A team led by Saarland University Medical Center researchers sent online surveys to attendees of the meeting, which took place during the SARS-CoV-2 Omicron variant wave. Held in Berlin, the conference was the first face-to-face meeting in 3 years due to the pandemic.
Infection-prevention measures such as COVID-19 testing, confirmed vaccination, and mask wearing were not required.
Previous infection appeared protective
A total of 1,709 of 4,463 attendees (38.2%) at the September 28 to October 2, 2022, annual meeting completed the survey. Among the 1,355 valid respondents, 109 (8.0%) said they tested positive for COVID-19, 88.0% of them in the first week after the meeting (median, 3 days).

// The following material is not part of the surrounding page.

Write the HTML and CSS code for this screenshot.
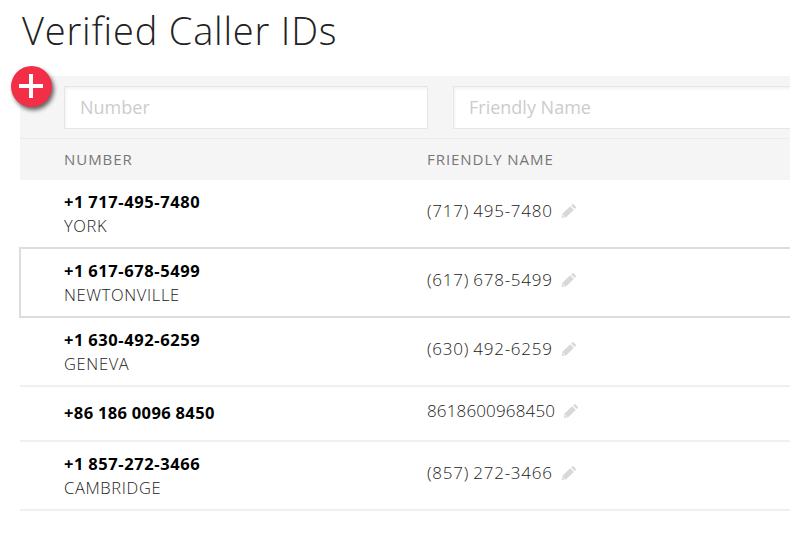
FILE: index.html
```html
<!DOCTYPE html>
<html lang="en">
<head>
<meta charset="utf-8">
<title>Verified Caller IDs</title>
<link rel="stylesheet" href="styles.css">
</head>
<body>
<svg width="0" height="0" class="defs">
  <symbol id="pencil" viewBox="0 0 16 16">
    <path d="M1.6 10.4 9.2 3.2l3.6 3.8L5.2 14.2 .8 14.9zM10.1 2.4l1-1q.8-.8 1.6 0l2 2.1q.8.8 0 1.6l-1 1z"/>
    <path class="tip" d="M2.3 12l1.5 1.5-.8.3-1-1z"/>
  </symbol>
</svg>
<main class="page">
  <h1 class="title">Verified Caller IDs</h1>
  <section class="table">
    <button class="add" aria-label="Add"><svg viewBox="0 0 24 24"><path d="M12 0v24M0 12h24"/></svg></button>
    <div class="filters">
      <input class="filter" placeholder="Number">
      <input class="filter" placeholder="Friendly Name">
    </div>
    <div class="cols head"><span>NUMBER</span><span>FRIENDLY NAME</span></div>
    <div class="cols row">
      <div><div class="number">+1 717-495-7480</div><div class="city">YORK</div></div>
      <div class="name"><span>(717) 495-7480</span><svg class="edit"><use href="#pencil"/></svg></div>
    </div>
    <div class="cols row active">
      <div><div class="number">+1 617-678-5499</div><div class="city">NEWTONVILLE</div></div>
      <div class="name"><span>(617) 678-5499</span><svg class="edit"><use href="#pencil"/></svg></div>
    </div>
    <div class="cols row">
      <div><div class="number">+1 630-492-6259</div><div class="city">GENEVA</div></div>
      <div class="name"><span>(630) 492-6259</span><svg class="edit"><use href="#pencil"/></svg></div>
    </div>
    <div class="cols row short">
      <div><div class="number intl">+86 186 0096 8450</div></div>
      <div class="name plain"><span>8618600968450</span><svg class="edit"><use href="#pencil"/></svg></div>
    </div>
    <div class="cols row">
      <div><div class="number">+1 857-272-3466</div><div class="city">CAMBRIDGE</div></div>
      <div class="name"><span>(857) 272-3466</span><svg class="edit"><use href="#pencil"/></svg></div>
    </div>
  </section>
</main>
</body>
</html>
```
FILE: styles.css
```css
* { box-sizing: border-box; }
body { margin: 0; background: #fff; font-family: "Open Sans", "Noto Sans", sans-serif; color: #222; overflow: hidden; }
.defs { position: absolute; }
.page { padding-left: 20px; }
.title { margin: 0; height: 76px; padding-left: 2px; font-size: 38px; font-weight: 300; line-height: 60px; letter-spacing: .8px; white-space: nowrap; }
.table { position: relative; }
.add { position: absolute; left: -9px; top: -10px; width: 41px; height: 41px; padding: 0 1px 1px 0; border: 0; border-radius: 50%; background: #f22f46; box-shadow: 2px 3px 4px rgba(0,0,0,.6); display: grid; place-items: center; }
.add svg { width: 24px; height: 24px; fill: none; stroke: #fff; stroke-width: 4; }
.filters { height: 63px; padding: 10px 0 0 44px; display: flex; gap: 25px; background: #f5f5f5; border-bottom: 1px solid #ebebeb; }
.filter { flex: none; width: 364px; height: 43px; padding: 0 15px 2px; border: 1px solid #e6e6e6; border-radius: 0; background: #fff; box-shadow: inset 1px 2px 3px rgba(0,0,0,.05); font: 18px "Open Sans", sans-serif; }
.filter::placeholder { color: #ccc; opacity: 1; }
.cols { display: grid; grid-template-columns: 363px 1fr; padding-left: 44px; align-items: center; }
.head { height: 41px; padding-bottom: 2px; background: #f5f5f5; color: #777; font-size: 15px; letter-spacing: .95px; }
.row { height: 69px; border-bottom: 2px solid #f0f0f0; padding-top: 1px; }
.row.active { position: relative; height: 71px; margin: -2px 0 0 -1px; border: 2px solid #ddd; border-right: 0; padding-left: 43px; }
.row.short { height: 55px; padding: 0 0 1px 44px; }
.number { font-size: 16.5px; font-weight: 700; letter-spacing: .6px; word-spacing: -.8px; color: #000; line-height: 24px; white-space: nowrap; }
.intl { letter-spacing: .4px; word-spacing: -.3px; }
.city { font-size: 16.5px; font-weight: 300; letter-spacing: .65px; line-height: 24px; }
.name { display: flex; align-items: center; gap: 8px; margin-bottom: 6px; font-size: 17px; font-weight: 300; letter-spacing: .75px; word-spacing: -1px; line-height: 24px; }
.plain { margin-bottom: 5px; letter-spacing: .15px; }
.edit { width: 16px; height: 16px; fill: #d8d8d8; }
.tip { fill: #fff; }
```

Nearly all participants (97.8%) were vaccinated, and vaccination status was not correlated with a lower risk of infection during the meeting.
But previous infection was significantly associated with testing negative for COVID-19, while private lodging in Berlin was tied to a higher infection rate than hotel accommodations. Transportation type and the wearing of face coverings during travel or the meeting were not linked to the infection rate.
The study authors noted that the 8.0% positivity rate was higher than those from previous studies of COVID-19 rates after medical meetings (0.0% to 1.7%), which they said could be due to Omicron's higher transmissibility and ability to escape immunity. "The unique characteristics of Omicron and the lack of mandatory protective measures for the participants may have made our study more comparable to the current COVID-19 landscape," they wrote.
Community rates relatively low
COVID-19 rates in Berlin were relatively low during the conference (288.4 cases per 100,000 people per week), but the researchers pointed out the much higher rate of positivity among attendees staying in private accommodations.
The unique characteristics of Omicron and the lack of mandatory protective measures for the participants may have made our study more comparable to the current COVID-19 landscape.
"This finding could be related to being in close contact with family and friends compared with participants who stayed in a hotel and were relatively isolated," they wrote.
The authors said their results were limited by possible cases of asymptomatic, untested participants, a response rate potentially biased toward a higher rate of positive tests, and the lack of differentiation between type of face covering worn (ie, surgical mask vs N95 or FFP2-3 respirator).